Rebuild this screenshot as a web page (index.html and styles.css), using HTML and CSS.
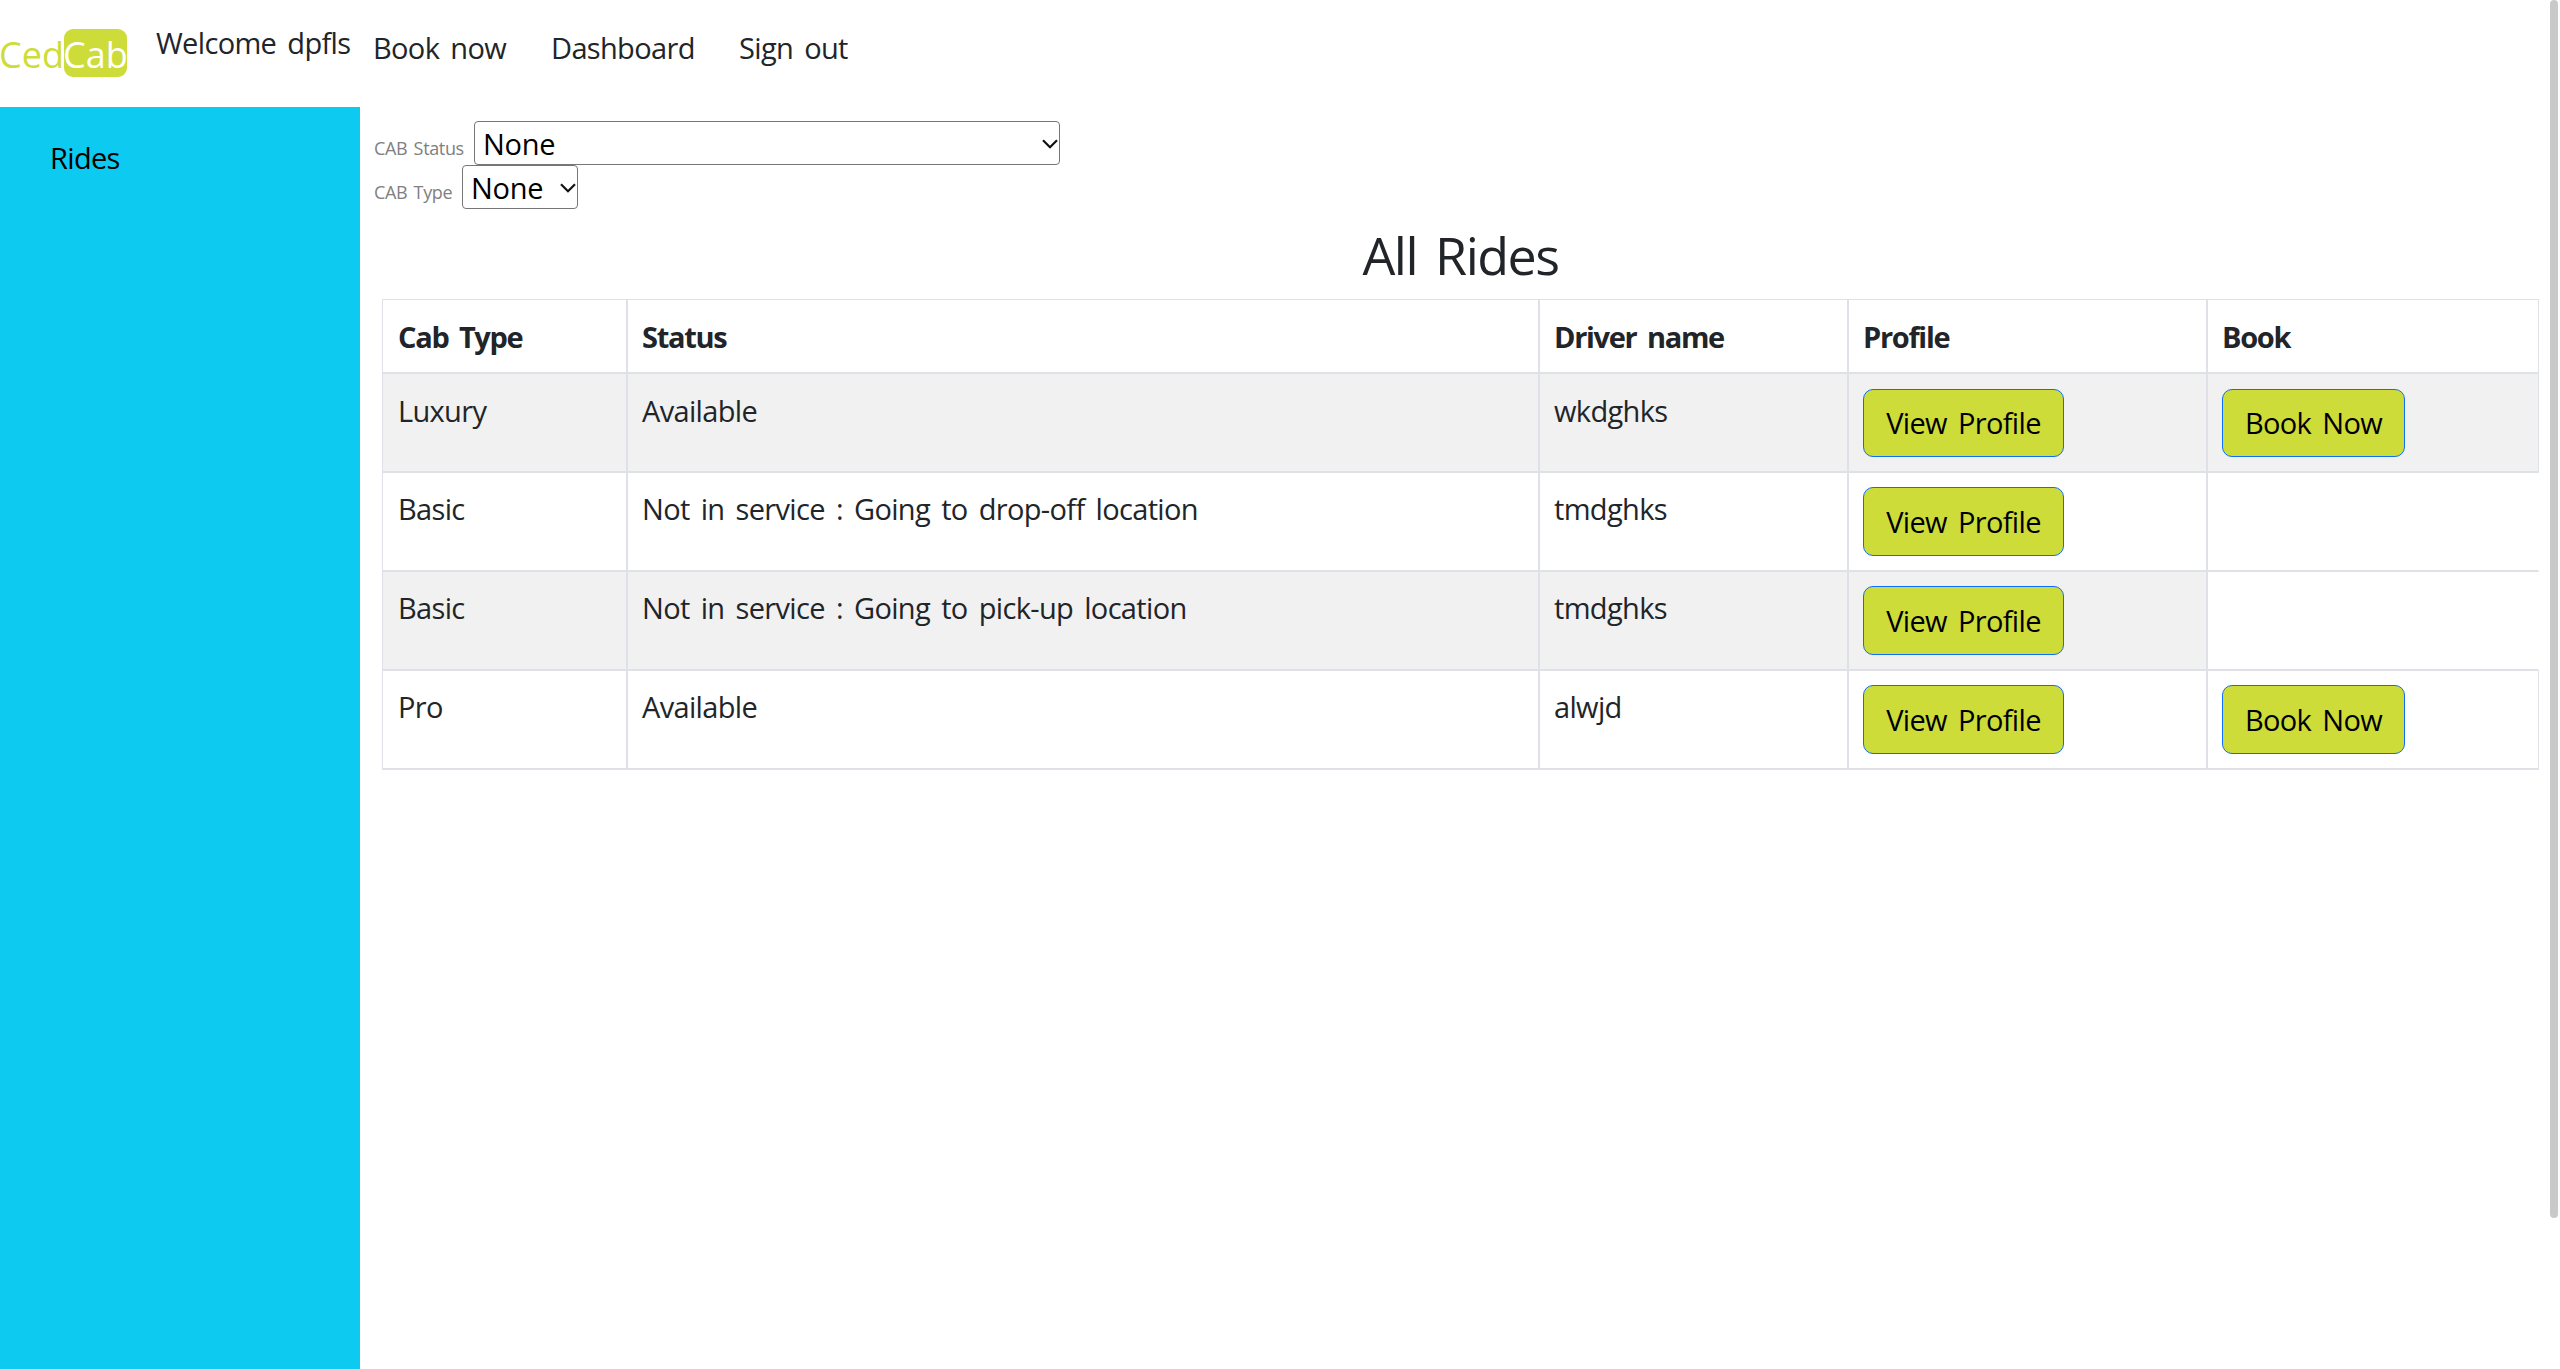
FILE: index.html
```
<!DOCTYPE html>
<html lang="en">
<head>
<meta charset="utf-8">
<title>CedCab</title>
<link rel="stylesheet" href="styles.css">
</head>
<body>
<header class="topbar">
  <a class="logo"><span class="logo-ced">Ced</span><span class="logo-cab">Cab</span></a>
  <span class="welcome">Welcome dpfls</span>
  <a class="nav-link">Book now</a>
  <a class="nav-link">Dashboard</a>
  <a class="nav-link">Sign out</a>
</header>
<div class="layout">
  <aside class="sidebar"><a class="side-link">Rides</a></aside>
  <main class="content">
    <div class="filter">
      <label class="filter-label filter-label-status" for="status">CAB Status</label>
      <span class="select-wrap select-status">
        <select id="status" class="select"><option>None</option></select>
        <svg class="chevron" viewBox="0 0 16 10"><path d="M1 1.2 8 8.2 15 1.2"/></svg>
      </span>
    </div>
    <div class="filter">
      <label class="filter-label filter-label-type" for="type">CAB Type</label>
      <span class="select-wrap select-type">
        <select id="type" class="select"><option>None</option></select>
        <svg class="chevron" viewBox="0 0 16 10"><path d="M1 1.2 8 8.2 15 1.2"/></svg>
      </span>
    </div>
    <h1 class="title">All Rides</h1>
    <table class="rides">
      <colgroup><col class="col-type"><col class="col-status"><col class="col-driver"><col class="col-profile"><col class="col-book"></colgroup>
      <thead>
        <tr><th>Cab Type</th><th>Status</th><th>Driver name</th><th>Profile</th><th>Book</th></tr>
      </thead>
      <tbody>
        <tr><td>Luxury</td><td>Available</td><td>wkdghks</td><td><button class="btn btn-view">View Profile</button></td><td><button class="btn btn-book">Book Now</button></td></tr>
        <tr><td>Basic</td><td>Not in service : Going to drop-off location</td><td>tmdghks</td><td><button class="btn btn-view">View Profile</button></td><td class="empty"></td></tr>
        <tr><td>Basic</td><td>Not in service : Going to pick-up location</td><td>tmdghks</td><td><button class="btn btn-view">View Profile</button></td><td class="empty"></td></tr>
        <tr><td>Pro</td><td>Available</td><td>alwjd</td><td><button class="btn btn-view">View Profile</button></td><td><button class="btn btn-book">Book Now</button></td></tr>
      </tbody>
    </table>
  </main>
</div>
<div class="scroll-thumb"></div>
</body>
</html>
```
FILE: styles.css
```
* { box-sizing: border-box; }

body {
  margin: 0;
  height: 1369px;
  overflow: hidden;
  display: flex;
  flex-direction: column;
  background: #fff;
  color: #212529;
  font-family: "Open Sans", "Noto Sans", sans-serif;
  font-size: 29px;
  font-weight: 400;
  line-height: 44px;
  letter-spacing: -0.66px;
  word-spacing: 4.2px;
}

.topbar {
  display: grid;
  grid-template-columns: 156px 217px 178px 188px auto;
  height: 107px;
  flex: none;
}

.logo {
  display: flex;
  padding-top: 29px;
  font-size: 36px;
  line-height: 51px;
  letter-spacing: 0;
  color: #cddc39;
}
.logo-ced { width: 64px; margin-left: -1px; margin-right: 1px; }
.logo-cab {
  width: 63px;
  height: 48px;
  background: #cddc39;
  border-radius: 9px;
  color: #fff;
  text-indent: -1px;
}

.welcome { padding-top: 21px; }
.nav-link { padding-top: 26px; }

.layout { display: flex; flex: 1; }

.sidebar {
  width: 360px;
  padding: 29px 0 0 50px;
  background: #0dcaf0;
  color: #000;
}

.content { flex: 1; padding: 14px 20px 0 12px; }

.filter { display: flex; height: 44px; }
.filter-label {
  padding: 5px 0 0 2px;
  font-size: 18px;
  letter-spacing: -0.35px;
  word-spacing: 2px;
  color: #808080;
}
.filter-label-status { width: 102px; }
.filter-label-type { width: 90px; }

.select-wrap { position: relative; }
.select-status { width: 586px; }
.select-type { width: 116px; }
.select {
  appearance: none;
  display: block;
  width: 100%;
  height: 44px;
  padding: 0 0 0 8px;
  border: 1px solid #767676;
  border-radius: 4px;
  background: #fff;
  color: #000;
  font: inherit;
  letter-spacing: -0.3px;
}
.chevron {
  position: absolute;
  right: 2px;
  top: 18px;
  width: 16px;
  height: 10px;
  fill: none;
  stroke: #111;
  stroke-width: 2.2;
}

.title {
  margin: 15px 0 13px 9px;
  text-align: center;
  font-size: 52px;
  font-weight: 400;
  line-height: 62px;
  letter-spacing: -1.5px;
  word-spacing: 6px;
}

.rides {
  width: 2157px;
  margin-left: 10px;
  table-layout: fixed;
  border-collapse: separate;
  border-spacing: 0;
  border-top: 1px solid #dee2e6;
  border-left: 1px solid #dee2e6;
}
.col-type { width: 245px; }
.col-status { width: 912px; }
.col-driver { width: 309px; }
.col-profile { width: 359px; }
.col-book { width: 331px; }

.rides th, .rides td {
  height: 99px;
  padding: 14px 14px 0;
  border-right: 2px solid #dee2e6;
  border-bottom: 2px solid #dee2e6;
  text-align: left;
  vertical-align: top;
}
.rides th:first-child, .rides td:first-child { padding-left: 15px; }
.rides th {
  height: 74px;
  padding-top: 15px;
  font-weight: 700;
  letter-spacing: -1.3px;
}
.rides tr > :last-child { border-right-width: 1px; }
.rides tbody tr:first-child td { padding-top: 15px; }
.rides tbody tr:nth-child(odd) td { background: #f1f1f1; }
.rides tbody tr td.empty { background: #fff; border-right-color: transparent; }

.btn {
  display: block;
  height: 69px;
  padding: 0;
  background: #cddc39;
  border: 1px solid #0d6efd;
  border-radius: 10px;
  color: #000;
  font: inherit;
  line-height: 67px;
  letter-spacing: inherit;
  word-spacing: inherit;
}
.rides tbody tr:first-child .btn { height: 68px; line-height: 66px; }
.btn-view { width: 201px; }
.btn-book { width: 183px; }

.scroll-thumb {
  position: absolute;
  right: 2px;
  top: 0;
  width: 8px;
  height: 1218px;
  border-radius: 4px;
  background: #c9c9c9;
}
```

EXERCISE GOAL :: Where a line contains the string "index", extract that line.

SOLUTION TO THE PROBLEM ::
Rebuild this screenshot as a web page (index.html and styles.css), using HTML and CSS.
FILE: index.html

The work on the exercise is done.